Priorità ai giovani?
di Titti Di Salvo
Subito dopo il suo discorso al meeting di Rimini, tutti si sono complimentati con Mario Draghi per aver messo al centro i giovani e l’innovazione. E quindi, dopo il pronunciamento nella stessa direzione di tutta la classe dirigente, ci dobbiamo aspettare che i giovani siano al centro delle prossime scelte politiche?
I giovani e anche le giovani donne. Anche se questo per la verità Mario Draghi non l’ha detto, né l’ha detto la quasi totalità di chi ne ha commentato l’intervento. Il che non lascia tranquilli sulla capacità di passare dalle parole ai fatti, perché conferma quella visione neutra della realtà che ha ostacolato fin qui la modernizzazione del paese per la sottovalutazione della forza innovativa del talento delle donne.
Carlo Bonomi, il presidente di Confindustria, pur con un approccio molto “pro domo sua”, ma comunque sempre nel nome di Draghi, ha proposto un patto per l’Italia. Patto che per la verità i segretari generali di Cgil, Cisl, Uil avevano già proposto. Limitandosi a leggere i pronunciamenti piuttosto che i comportamenti, verrebbe da dire, e soprattutto da auspicare, che la consapevolezza della difficoltà della situazione economica e sanitaria del paese spinga verso la convergenza di forze sociali diverse e forze politiche distanti. Le prime, un anno dopo il patto della fabbrica, per affrontare gli effetti drammatici del lockdown. Le seconde intorno alle priorità che tutti hanno riconosciuto nelle parole di Draghi.
Ma ci sono almeno tre “stress test” per misurare la corrispondenza tra pronunciamenti e comportamenti.
In primo luogo gli investimenti pubblici in istruzione e formazione, per l’alfabetizzazione digitale e contro la povertà educativa. Ci aspettiamo quindi la destinazione di molte delle risorse del Recovery Fund in questa direzione e la riapertura in sicurezza della scuola. Ma ci aspettiamo anche che la formazione sia il cuore dell’incontro di settembre tra imprese e sindacati e dei tanti contratti in attesa di rinnovo. È interesse generale contrastare la precarietà del lavoro e l’obsolescenza delle competenze davanti ai cambiamenti strutturali dei processi produttivi legati all’innovazione.
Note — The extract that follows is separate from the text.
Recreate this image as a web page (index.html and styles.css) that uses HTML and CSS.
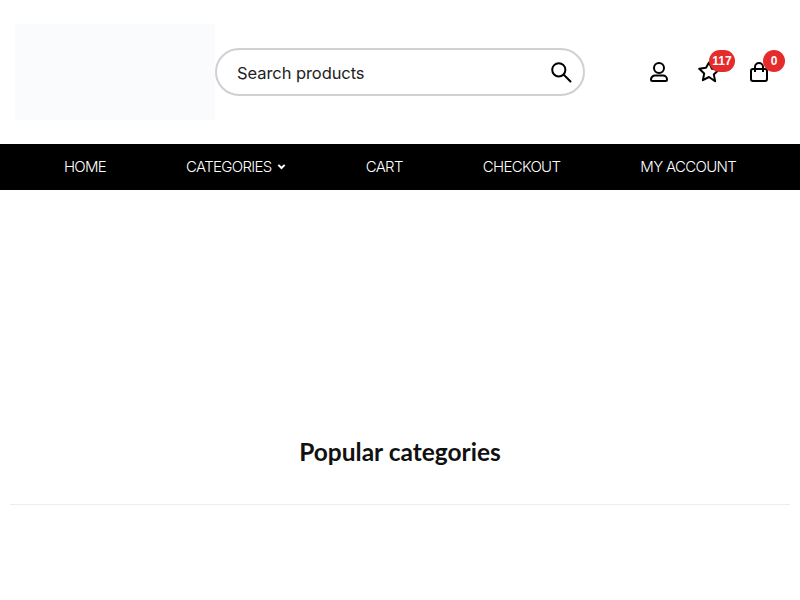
FILE: index.html
```html
<!DOCTYPE html>
<html>
<head>
  <meta name="viewport" content="width=device-width, initial-scale=1.0">
  <link rel="stylesheet" href="styles.css">
</head>
<body>

<header class="site-header">
  <div class="logo"></div>
  <form class="search">
    <span class="search-text">Search products</span>
    <svg class="search-icon" viewBox="0 0 24 24" width="24" height="24" fill="none" stroke="#000" stroke-width="2" stroke-linecap="round">
      <circle cx="9.8" cy="9.8" r="6.6"/>
      <path d="M14.8 14.8l6.7 6.7"/>
    </svg>
  </form>
  <div class="header-icons">
    <a class="icon-link">
      <svg viewBox="0 0 24 24" width="24" height="24" fill="none" stroke="#000" stroke-width="2" stroke-linejoin="round">
        <circle cx="12" cy="8" r="5"/>
        <path d="M8 15.5h8a4 4 0 0 1 4 4v0a1.5 1.5 0 0 1-1.500 1.500h-13a1.500 1.500 0 0 1-1.500-1.500v0a4 4 0 0 1 4-4z"/>
      </svg>
    </a>
    <a class="icon-link">
      <svg viewBox="0 0 24 24" width="24" height="24" fill="none" stroke="#000" stroke-width="2" stroke-linejoin="round">
        <path d="M12 2.500l3 6.300 6.800.9-5 4.700 1.300 6.800L12 17l-6.100 3.200 1.300-6.800-5-4.700 6.800-.9z"/>
      </svg>
      <span class="badge badge-wide">117</span>
    </a>
    <a class="icon-link">
      <svg viewBox="0 0 24 24" width="24" height="24" fill="none" stroke="#000" stroke-width="2" stroke-linejoin="round">
        <rect x="4" y="9" width="16" height="12" rx="2"/>
        <path d="M8 12V7a4 4 0 0 1 8 0v5"/>
      </svg>
      <span class="badge">0</span>
    </a>
  </div>
</header>

<nav class="main-nav">
  <a>HOME</a>
  <a>CATEGORIES
    <svg viewBox="0 0 10 10" width="9" height="9" fill="none" stroke="#fff" stroke-width="2.2">
      <path d="M1.5 3.2L5 6.7l3.5-3.5"/>
    </svg>
  </a>
  <a>CART</a>
  <a>CHECKOUT</a>
  <a>MY ACCOUNT</a>
</nav>

<section class="popular">
  <h2>Popular categories</h2>
  <div class="divider"></div>
</section>

</body>
</html>
```

FILE: styles.css
```css
body {
  margin: 0;
  font-family: 'Inter', 'Liberation Sans', sans-serif;
  background: #fff;
  color: #000;
}

.site-header {
  display: flex;
  align-items: center;
  height: 144px;
  padding-left: 15px;
  box-sizing: border-box;
}

.logo {
  width: 200px;
  height: 96px;
  background: #fafbfc;
}

.search {
  display: flex;
  align-items: center;
  justify-content: space-between;
  width: 370px;
  height: 48px;
  padding: 0 10px 0 20px;
  box-sizing: border-box;
  border: 2px solid #d0d0d0;
  border-radius: 24px;
}

.search-text {
  padding-top: 2px;
  font-size: 16.5px;
  letter-spacing: -0.07px;
  color: #222;
}

.header-icons {
  display: flex;
  gap: 26px;
  margin-left: 62px;
}

.icon-link {
  position: relative;
  display: flex;
}

.badge {
  position: absolute;
  top: -10px;
  right: -14px;
  min-width: 22px;
  height: 22px;
  border-radius: 11px;
  background: #e52b2b;
  color: #fff;
  font-family: 'Liberation Sans', sans-serif;
  font-size: 12px;
  font-weight: bold;
  line-height: 22px;
  text-align: center;
}

.badge-wide {
  min-width: 26px;
}

.main-nav {
  display: flex;
  justify-content: center;
  align-items: center;
  gap: 80px;
  height: 46px;
  padding-bottom: 2px;
  box-sizing: border-box;
  background: #000;
}

.main-nav a {
  display: flex;
  align-items: center;
  gap: 5px;
  color: #fff;
  font-size: 15px;
  font-weight: 300;
  letter-spacing: -0.68px;
}

.popular {
  padding: 0 10px;
}

.popular h2 {
  margin: 0;
  padding-top: 247px;
  font-family: 'Lato', sans-serif;
  font-size: 24.5px;
  font-weight: bold;
  line-height: 30px;
  text-align: center;
  color: #111;
}

.divider {
  margin-top: 37px;
  border-top: 1px solid #eee;
}
```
Per farlo la formazione deve accompagnare le persone nel corso di qualunque rapporto di lavoro, anche non a tempo indeterminato, come suggeriva qualche giorno fa il segretario generale della Fim-Cisl.
In secondo luogo in Italia da anni nascono sempre meno bambini. Meno di quanto le giovani coppie desiderino, esattamente la metà secondo i dati, e meno di quanto sarebbe auspicabile per dare basi solide al futuro del nostro paese. Esiste d’altra parte un rapporto comprovato tra natalità e occupazione femminile. Sappiamo che per invertire il verso della denatalità – in modo che maternità e paternità siano scelte libere, né un destino ma neppure una rinuncia – servono investimenti pubblici strutturali. Ma ci aspettiamo che di partecipazione femminile al mercato del lavoro se ne parli anche nel confronto tra le parti sociali. Perché gli ostacoli al lavoro delle donne non si rimuovono soltanto con la moltiplicazione dei servizi, le politiche pubbliche di sostegno alla condivisione delle responsabilità genitoriali, il contrasto agli stereotipi di genere. Decisiva è la scelta culturale delle imprese e quella organizzativa, che peraltro l’innovazione consente agevolmente di rendere più flessibile.
In terzo luogo anche il destino di “quota 100”, la modalità di uscita dal lavoro coniata sperimentalmente dal governo giallo verde fino al 2021, sarà un test significativo. Con i requisiti previsti di 38 anni di contributi e 62 anni di età si sono escluse le donne. Si è concentrata al Nord la platea dei beneficiari. Si è ignorata la realtà lavorativa dei giovani che cominciano tardi a lavorare e fanno lavori discontinui. E soprattutto si è continuato a immaginare gli stessi requisiti per la pensione per chi svolge lavori differenti. Nonostante le aspettative di vita siano diverse a seconda del tipo di lavoro svolto (e del livello di istruzione).
E infine ci aspettiamo che, dopo tanta consapevolezza post Draghi, si faccia largo ai giovani e alle donne in tutti i luoghi in cui si decide. Che forse sarebbe la strada da imboccare in premessa.